AI is becoming ever-present in all sectors and for the travel industry it is primary being harnessed to improve customer experiences.

When it comes to payments, it’s being used to improve speed and efficiency by reducing the extent to which humans need to be involved.

For example, AI can facilitate straight-through processing of payments by automating workflows, providing decision support and applying image recognition to documents.

Developments in speech recognition technology also mean payment processing can be initiated vocally using a smart phone or smart speaker.

Virtual and augmented reality

Virtual reality (VR) is a hot topic but when it comes to payments it is tricky. After all, the whole point of VR is to immerse the user in a virtual world and nothing snaps people back to reality faster than spending real money.

Semantics aside, payments could work within the VR experience – there are already prototype headsets that transfer the typical payment experience a consumer would have with a terminal into a video game scenario.

Others pair a mobile device to a VR headset so voice can be used to complete a purchase while in-game.
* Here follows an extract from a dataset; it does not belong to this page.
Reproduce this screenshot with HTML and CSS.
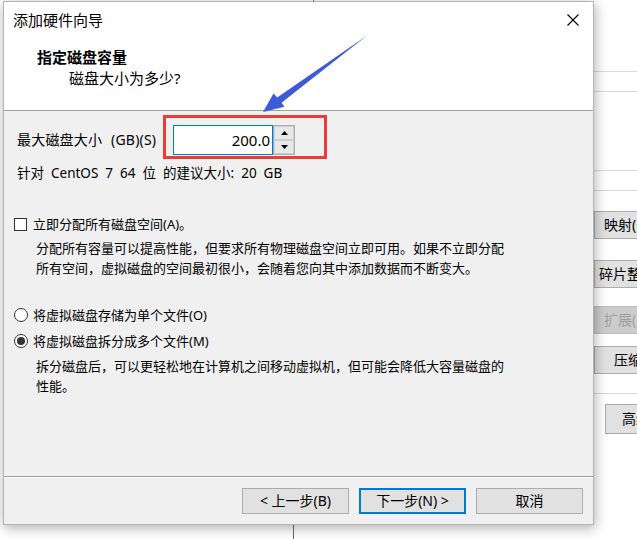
FILE: index.html
```html
<!DOCTYPE html>
<html lang="zh-CN">
<head>
<meta charset="utf-8">
<title>添加硬件向导</title>
<link rel="stylesheet" href="styles.css">
</head>
<body>
<div class="desk">
  <div class="bg-vline vl-top"></div>
  <div class="bg-vline vl-bottom"></div>
  <div class="bg-hline" style="top:71px"></div>
  <div class="bg-hline" style="top:91px"></div>
  <div class="bg-hline" style="top:170px"></div>
  <div class="bg-hline" style="top:190px"></div>
  <div class="bg-hline" style="top:393px"></div>
  <div class="bg-btn b-map">映射(M)</div>
  <div class="bg-btn b-defrag">碎片整理(D)</div>
  <div class="bg-btn b-expand disabled">扩展(E)</div>
  <div class="bg-btn b-compact">压缩(C)</div>
  <div class="bg-btn b-adv">高级(V)...</div>

  <div class="dialog">
    <div class="titlebar">
      <span class="title">添加硬件向导</span>
      <svg class="close" width="12" height="12" viewBox="0 0 12 12"><path d="M0.5 0.5L11.5 11.5M11.5 0.5L0.5 11.5" stroke="#000" stroke-width="1.1" fill="none"/></svg>
    </div>
    <div class="header">
      <div class="heading">指定磁盘容量</div>
      <div class="subtitle">磁盘大小为多少?</div>
    </div>
    <div class="content">
      <div class="size-row">
        <span class="size-label">最大磁盘大小 (GB)(S)</span>
        <div class="spin-field">
          <div class="spin-input">200.0</div>
          <div class="spinner">
            <div class="spin-btn"><svg width="7" height="4" viewBox="0 0 7 4"><path d="M3.5 0L7 4H0Z" fill="#000"/></svg></div>
            <div class="spin-btn"><svg width="7" height="4" viewBox="0 0 7 4"><path d="M0 0H7L3.5 4Z" fill="#000"/></svg></div>
          </div>
        </div>
      </div>
      <div class="recommend">针对 CentOS 7 64 位 的建议大小: 20 GB</div>

      <div class="option check-row">
        <span class="checkbox"></span>
        <span>立即分配所有磁盘空间(A)。</span>
      </div>
      <div class="desc desc-check">分配所有容量可以提高性能，但要求所有物理磁盘空间立即可用。如果不立即分配<br>所有空间，虚拟磁盘的空间最初很小，会随着您向其中添加数据而不断变大。</div>

      <div class="option radio-row r1">
        <span class="radio"></span>
        <span>将虚拟磁盘存储为单个文件(O)</span>
      </div>
      <div class="option radio-row r2">
        <span class="radio checked"></span>
        <span>将虚拟磁盘拆分成多个文件(M)</span>
      </div>
      <div class="desc desc-radio">拆分磁盘后，可以更轻松地在计算机之间移动虚拟机，但可能会降低大容量磁盘的<br>性能。</div>
    </div>
    <div class="footer">
      <div class="btn">&lt; 上一步(B)</div>
      <div class="btn default">下一步(N) &gt;</div>
      <div class="btn">取消</div>
    </div>
  </div>

  <svg class="arrow" width="637" height="539" viewBox="0 0 637 539">
    <polygon points="263,112 273.5,93.5 277.2,97.4 367,35.5 281.5,102.7 284.5,106.8" fill="#3b5bd8"/>
  </svg>
</div>
</body>
</html>
```
FILE: styles.css
```css
* { box-sizing: border-box; }

body {
  margin: 0;
  width: 637px;
  height: 539px;
  overflow: hidden;
  background: #ffffff;
  font-family: "Noto Sans", "Noto Sans CJK SC", sans-serif;
  color: #000;
}

.desk {
  position: relative;
  width: 637px;
  height: 539px;
  overflow: hidden;
}

/* background application window pieces */
.bg-vline {
  position: absolute;
  width: 1px;
  background: #6e6e6e;
}
.vl-top { left: 313px; top: 0; height: 10px; }
.vl-bottom { left: 293px; top: 500px; height: 39px; }

.bg-hline {
  position: absolute;
  left: 594px;
  width: 43px;
  height: 1px;
  background: #d9d9d9;
}

.bg-btn {
  position: absolute;
  left: 594px;
  width: 90px;
  height: 28px;
  border: 1px solid #adadad;
  background: #e1e1e1;
  font-size: 14px;
  line-height: 26px;
  white-space: nowrap;
}
.b-map { top: 211px; padding-left: 9px; }
.b-defrag { top: 260px; padding-left: 4px; }
.b-expand { top: 306px; padding-left: 9px; }
.b-compact { top: 346px; padding-left: 19px; }
.b-adv { top: 404px; left: 605px; height: 30px; line-height: 28px; padding-left: 16px; }
.bg-btn.disabled {
  background: #cccccc;
  border-color: #bfbfbf;
  color: #a0a0a0;
}

/* dialog window */
.dialog {
  position: absolute;
  left: 3px;
  top: 1px;
  width: 591px;
  height: 524px;
  border: 1px solid #b4b4b4;
  background: #f0f0f0;
  display: flex;
  flex-direction: column;
  box-shadow: 1px 3px 12px rgba(0, 0, 0, 0.32);
  z-index: 2;
}

.titlebar {
  height: 36px;
  background: #fff;
  display: flex;
  align-items: center;
  justify-content: space-between;
  padding: 0 14px 0 9px;
}
.title {
  font-size: 15px;
  line-height: 20px;
}
.close { display: block; }

.header {
  height: 73px;
  background: #fff;
  border-bottom: 1px solid #a0a0a0;
  padding: 9px 0 0 33px;
}
.heading {
  font-size: 15px;
  font-weight: bold;
  line-height: 20px;
}
.subtitle {
  margin: 1px 0 0 32px;
  font-size: 15px;
  line-height: 20px;
}

.content {
  flex: 1;
  padding-left: 10px;
  font-size: 13px;
}

.size-row {
  margin: 14px 0 0 3px;
  height: 30px;
  display: flex;
  align-items: center;
}
.size-label {
  width: 156px;
  line-height: 20px;
  font-size: 14px;
  letter-spacing: 0.2px;
  word-spacing: 5px;
}
.spin-field {
  position: relative;
  display: flex;
  height: 30px;
}
.spin-field::after {
  content: "";
  position: absolute;
  left: -10px;
  top: -10px;
  right: -32px;
  bottom: -4px;
  border: 3px solid #f03a3a;
}
.spin-input {
  width: 100px;
  height: 30px;
  border: 1px solid #0078d7;
  background: #fff;
  text-align: right;
  padding-right: 2px;
  font-size: 15px;
  line-height: 28px;
}
.spinner {
  width: 22px;
  height: 30px;
  border: 1px solid #adadad;
  display: flex;
  flex-direction: column;
  background: #e6e6e6;
}
.spin-btn {
  flex: 1;
  display: flex;
  align-items: center;
  justify-content: center;
  border: 1px solid #d0d0d0;
  background: #e8e8e8;
}
.spin-btn svg { display: block; }

.recommend {
  margin: 8px 0 0 3px;
  line-height: 20px;
  font-size: 13.5px;
  word-spacing: 3.5px;
}

.option {
  display: flex;
  align-items: center;
  line-height: 20px;
}
.check-row { margin-top: 31px; gap: 6px; }
.checkbox {
  width: 13px;
  height: 13px;
  border: 1px solid #333;
  background: #fff;
}

.desc {
  margin-left: 22px;
  line-height: 20px;
}
.desc-check { margin-top: 4px; }

.radio-row { gap: 5px; }
.r1 { margin-top: 27px; }
.r2 { margin-top: 6px; }
.radio {
  width: 14px;
  height: 14px;
  border: 1px solid #333;
  border-radius: 50%;
  background: #fff;
  display: flex;
  align-items: center;
  justify-content: center;
}
.radio.checked::after {
  content: "";
  width: 8px;
  height: 8px;
  border-radius: 50%;
  background: #333;
}
.desc-radio { margin-top: 5px; }

.footer {
  height: 48px;
  border-top: 1px solid #a0a0a0;
  box-shadow: inset 0 1px 0 #fff;
  display: flex;
  justify-content: flex-end;
  align-items: flex-start;
  gap: 10px;
  padding: 11px 10px 0 0;
}
.btn {
  width: 107px;
  height: 26px;
  border: 1px solid #adadad;
  background: #e1e1e1;
  font-size: 14px;
  line-height: 24px;
  text-align: center;
}
.btn.default {
  border: 2px solid #0078d7;
  line-height: 22px;
}

.arrow {
  position: absolute;
  left: 0;
  top: 0;
  pointer-events: none;
  z-index: 3;
}
```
It won’t be long before improved technology, such as more affordable and wireless VR headsets as well as a more integrated and seamless payments experience, will likely help expand VR use cases to the travel industry.

In the meantime, augmented reality (AR) technology has found its way to the high seas, with Royal Caribbean among those investing in AR experiences so passenger can play games.

What’s on the horizon?

From wearable tech to VR payments, payments processors have the potential to keep the cruise industry on course as we head towards an increasingly cashless future.

Advanced providers will be able to offer next-level services – including those available from PXP, such as pre-authorisation of services, to ensuring a seamless check-in service.

The coming months and years are sure to be full of developments that further enhance and streamline the payment experience for passengers, changing the cruise industry forever.